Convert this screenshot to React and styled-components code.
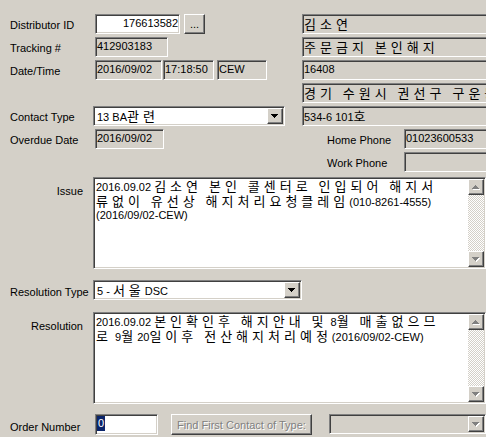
import React from 'react';
import styled, { createGlobalStyle } from 'styled-components';

const GlobalStyle = createGlobalStyle`
  html, body { margin: 0; padding: 0; background: #d4d0c8; overflow: hidden; }
  body {
    font-family: "Liberation Sans", Arial, "Noto Sans CJK KR", sans-serif;
    font-size: 11px;
    color: #000;
  }
`;

const Form = styled.div`
  width: 560px;
  height: 437px;
  box-sizing: border-box;
  padding-top: 14px;
  display: flex;
  flex-direction: column;
`;

const Top = styled.div`
  display: flex;
`;

const Column = styled.div`
  width: ${(p) => p.$w}px;
  flex-shrink: 0;
  display: flex;
  flex-direction: column;
  gap: 3px;
`;

const Row = styled.div`
  display: flex;
  align-items: flex-start;
  height: ${(p) => p.$h ?? 20}px;
  margin-top: ${(p) => p.$mt ?? 0}px;
`;

const Label = styled.div`
  box-sizing: border-box;
  width: ${(p) => p.$w ?? 95}px;
  flex-shrink: 0;
  padding-left: ${(p) => p.$pl ?? 10}px;
  padding-top: ${(p) => p.$pt ?? 1}px;
  line-height: 20px;
  white-space: nowrap;
`;

const sunken = `
  border: 1px solid;
  border-color: #808080 #ffffff #ffffff #808080;
  box-shadow: inset 1px 1px #404040, inset -1px -1px #d4d0c8;
`;

const raised = `
  border: 1px solid;
  border-color: #ffffff #404040 #404040 #ffffff;
  box-shadow: inset -1px -1px #808080, inset 1px 1px #d4d0c8;
  background: #d4d0c8;
`;

const Field = styled.div`
  box-sizing: border-box;
  flex-shrink: 0;
  width: ${(p) => p.$w}px;
  height: ${(p) => p.$h ?? 20}px;
  margin-left: ${(p) => p.$ml ?? 0}px;
  background: ${(p) => (p.$white ? '#ffffff' : '#d4d0c8')};
  ${sunken}
  padding: 0 1px 0 ${(p) => p.$pl ?? 1}px;
  line-height: 17px;
  white-space: nowrap;
  text-align: ${(p) => (p.$right ? 'right' : 'left')};
`;

const PushButton = styled.div`
  box-sizing: border-box;
  flex-shrink: 0;
  width: ${(p) => p.$w}px;
  height: ${(p) => p.$h ?? 20}px;
  margin-left: ${(p) => p.$ml ?? 0}px;
  ${raised}
  display: flex;
  align-items: center;
  justify-content: center;
  white-space: nowrap;
  color: ${(p) => (p.$disabled ? '#808080' : '#000')};
  text-shadow: ${(p) => (p.$disabled ? '1px 1px #ffffff' : 'none')};
`;

const Combo = styled.div`
  box-sizing: border-box;
  flex-shrink: 0;
  width: ${(p) => p.$w}px;
  height: ${(p) => p.$h ?? 20}px;
  margin-left: ${(p) => p.$ml ?? 0}px;
  background: ${(p) => (p.$disabled ? '#d4d0c8' : '#ffffff')};
  ${sunken}
  padding: 1px;
  display: flex;
`;

const ComboText = styled.div`
  flex: 1;
  padding-left: 2px;
  line-height: 16px;
  white-space: nowrap;
`;

const ArrowButton = styled.div`
  box-sizing: border-box;
  width: 16px;
  height: 16px;
  flex-shrink: 0;
  ${raised}
  display: flex;
  align-items: center;
  justify-content: center;
`;

const Memo = styled.div`
  box-sizing: border-box;
  width: ${(p) => p.$w}px;
  height: 92px;
  background: #ffffff;
  ${sunken}
  padding: 1px;
  display: flex;
`;

const MemoText = styled.div`
  flex: 1;
  padding: 0 0 0 1px;
  line-height: 13px;
  white-space: nowrap;
`;

const MemoLabel = styled.div`
  box-sizing: border-box;
  width: 93px;
  flex-shrink: 0;
  text-align: right;
  padding-right: 10px;
  padding-top: 8px;
  line-height: 13px;
`;

const MemoRow = styled.div`
  display: flex;
  margin-top: ${(p) => p.$mt}px;
`;

const ScrollBar = styled.div`
  width: 16px;
  flex-shrink: 0;
  display: flex;
  flex-direction: column;
  background-color: #ffffff;
  background-image: repeating-conic-gradient(#d4d0c8 0 25%, #ffffff 0 50%);
  background-size: 2px 2px;
`;

const Track = styled.div`
  flex: 1;
`;

const Hangul = styled.span`
  font-family: "Noto Sans CJK KR", sans-serif;
  font-size: 13px;
  letter-spacing: 4px;
`;

const Selected = styled.span`
  display: inline-block;
  background: #0a246a;
  color: #ffffff;
  line-height: 15px;
  padding: 0 1px;
  margin-top: 1px;
`;

const HANGUL_RUN = /([\uAC00-\uD7A3\u3131-\u318E]+(?:\s+[\uAC00-\uD7A3\u3131-\u318E]+)*)/;

function Mixed({ text }) {
  const parts = text.split(HANGUL_RUN);
  return (
    <>
      {parts.map((part, i) =>
        i % 2 === 1 ? <Hangul key={i}>{part}</Hangul> : <React.Fragment key={i}>{part}</React.Fragment>
      )}
    </>
  );
}

function Arrow({ dir = 'down', color = '#000' }) {
  const d =
    dir === 'down'
      ? 'M0 0h7v1H0zM1 1h5v1H1zM2 2h3v1H2zM3 3h1v1H3z'
      : 'M3 0h1v1H3zM2 1h3v1H2zM1 2h5v1H1zM0 3h7v1H0z';
  return (
    <svg width="8" height="5" viewBox="0 0 8 5" shapeRendering="crispEdges">
      {color === '#808080' && <path d={d} fill="#ffffff" transform="translate(1 1)" />}
      <path d={d} fill={color} />
    </svg>
  );
}

function Dropdown({ w, ml, disabled, children }) {
  return (
    <Combo $w={w} $ml={ml} $disabled={disabled}>
      <ComboText>{children}</ComboText>
      <ArrowButton>
        <Arrow color={disabled ? '#808080' : '#000'} />
      </ArrowButton>
    </Combo>
  );
}

function MemoBox({ lines }) {
  return (
    <Memo $w={393}>
      <MemoText>
        {lines.map((l, i) => (
          <div key={i}>
            <Mixed text={l} />
          </div>
        ))}
      </MemoText>
      <ScrollBar>
        <ArrowButton>
          <Arrow dir="up" color="#808080" />
        </ArrowButton>
        <Track />
        <ArrowButton>
          <Arrow color="#808080" />
        </ArrowButton>
      </ScrollBar>
    </Memo>
  );
}

export default function App() {
  return (
    <>
      <GlobalStyle />
      <Form>
        <Top>
          <Column $w={302}>
            <Row>
              <Label>Distributor ID</Label>
              <Field $w={85} $white $right>176613582</Field>
              <PushButton $w={21} $ml={4}>...</PushButton>
            </Row>
            <Row>
              <Label>Tracking #</Label>
              <Field $w={73}>412903183</Field>
            </Row>
            <Row>
              <Label>Date/Time</Label>
              <Field $w={67}>2016/09/02</Field>
              <Field $w={51} $ml={1}>17:18:50</Field>
              <Field $w={50} $ml={3}>CEW</Field>
            </Row>
            <Row />
            <Row>
              <Label $w={93}>Contact Type</Label>
              <Dropdown w={192}>
                <Mixed text="13 BA관련" />
              </Dropdown>
            </Row>
            <Row>
              <Label>Overdue Date</Label>
              <Field $w={69}>2016/09/02</Field>
            </Row>
          </Column>
          <Column $w={258}>
            <Row>
              <Field $w={258}><Mixed text="김소연" /></Field>
            </Row>
            <Row>
              <Field $w={258}><Mixed text="주문금지 본인해지" /></Field>
            </Row>
            <Row>
              <Field $w={258}>16408</Field>
            </Row>
            <Row>
              <Field $w={258}><Mixed text="경기 수원시 권선구 구운동" /></Field>
            </Row>
            <Row>
              <Field $w={258}><Mixed text="534-6 101호" /></Field>
            </Row>
            <Row>
              <Label $w={102} $pl={25}>Home Phone</Label>
              <Field $w={156}>01023600533</Field>
            </Row>
            <Row>
              <Label $w={102} $pl={25}>Work Phone</Label>
              <Field $w={156} />
            </Row>
          </Column>
        </Top>

        <MemoRow $mt={5}>
          <MemoLabel>Issue</MemoLabel>
          <MemoBox
            lines={[
              '2016.09.02 김소연 본인 콜센터로 인입되어 해지서',
              '류없이 유선상 해지처리요청클레임(010-8261-4555)',
              '(2016/09/02-CEW)',
            ]}
          />
        </MemoRow>

        <Row $mt={11}>
          <Label $w={93} $pt={2}>Resolution Type</Label>
          <Dropdown w={209}>
            <Mixed text="5 - 서울DSC" />
          </Dropdown>
        </Row>

        <MemoRow $mt={12}>
          <MemoLabel>Resolution</MemoLabel>
          <MemoBox
            lines={[
              '2016.09.02 본인확인후 해지안내 및 8월 매출없으므',
              '로 9월20일이후 전산해지처리예정(2016/09/02-CEW)',
            ]}
          />
        </MemoRow>

        <Row $mt={10} $h={21}>
          <Label $pt={3}>Order Number</Label>
          <Field $w={63} $h={21} $white>
            <Selected>0</Selected>
          </Field>
          <PushButton $w={141} $h={21} $ml={13} $disabled>
            Find First Contact of Type:
          </PushButton>
          <Dropdown w={157} ml={17} disabled />
        </Row>
      </Form>
    </>
  );
}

______

» Exercise brief
Only the count is needed: the number of lines in the data that include the word "components".

» Exercise solution
2